23. The best interests of the Appellant's daughter (a citizen of Lithuania) are a primary consideration. Those interests require her to be raised by both her parents in a stable environment. It follows that if the Appellant were to be removed to Afghanistan, her best interests could only be met by both her and her mother following him to that country. The effect of his removal would thus be to require a child who is a citizen of the European Union to leave its territory. This would be contrary to European Union law as well as contrary to the best interests of the Appellant's daughter. The alternative would be for the appellant's wife and daughter to remain in the United Kingdom, thereby effectively severing their respective familial relationships with the Appellant. As has been repeatedly stated in the relevant jurisprudence, this will rarely be a proportionate consequence of removal in furtherance of immigration control. One example of where it might be proportionate is in a case involving a foreign criminal.
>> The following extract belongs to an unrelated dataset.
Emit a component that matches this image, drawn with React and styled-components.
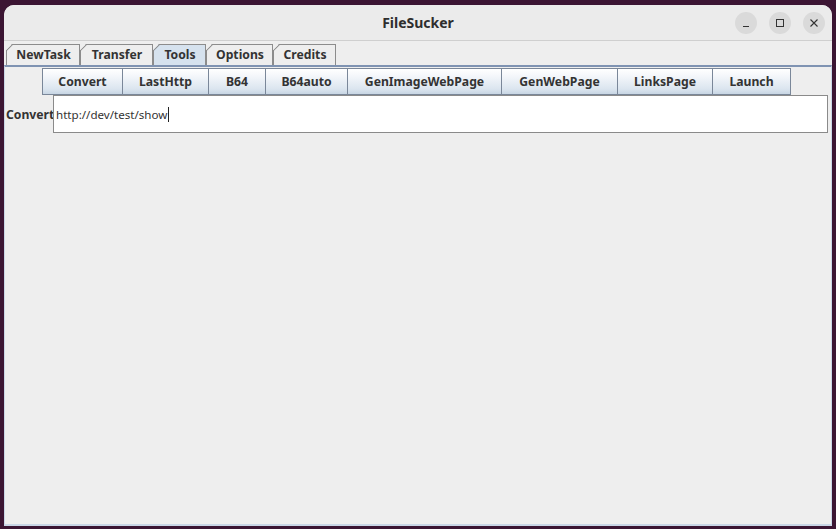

That is not however suggested in this appeal.
24. I therefore conclude that the Appellant's removal would not strike a fair balance between the public interest in immigration control and the right of the appellant to respect for private and family life.
Notice of Decision
1. The appeal is allowed and the decision of the First-tier Tribunal to dismiss the appeal on all grounds is set aside.
2. The decision is remade by substituting a decision to allow the appeal on grounds that the appellant's removal would be (a) contrary to the obligations of the United Kingdom under the Refugee Convention, and (b) unlawful under section 6 of the Human Rights Act 1998.
Direction Regarding Anonymity - Rule 14 of the Tribunal Procedure (Upper Tribunal) Rules 2008
Unless and until a Tribunal or court directs otherwise, the Appellant is granted anonymity. No report of these proceedings shall directly or indirectly identify him or any member of their family. Failure to comply with this direction could lead to contempt of court proceedings.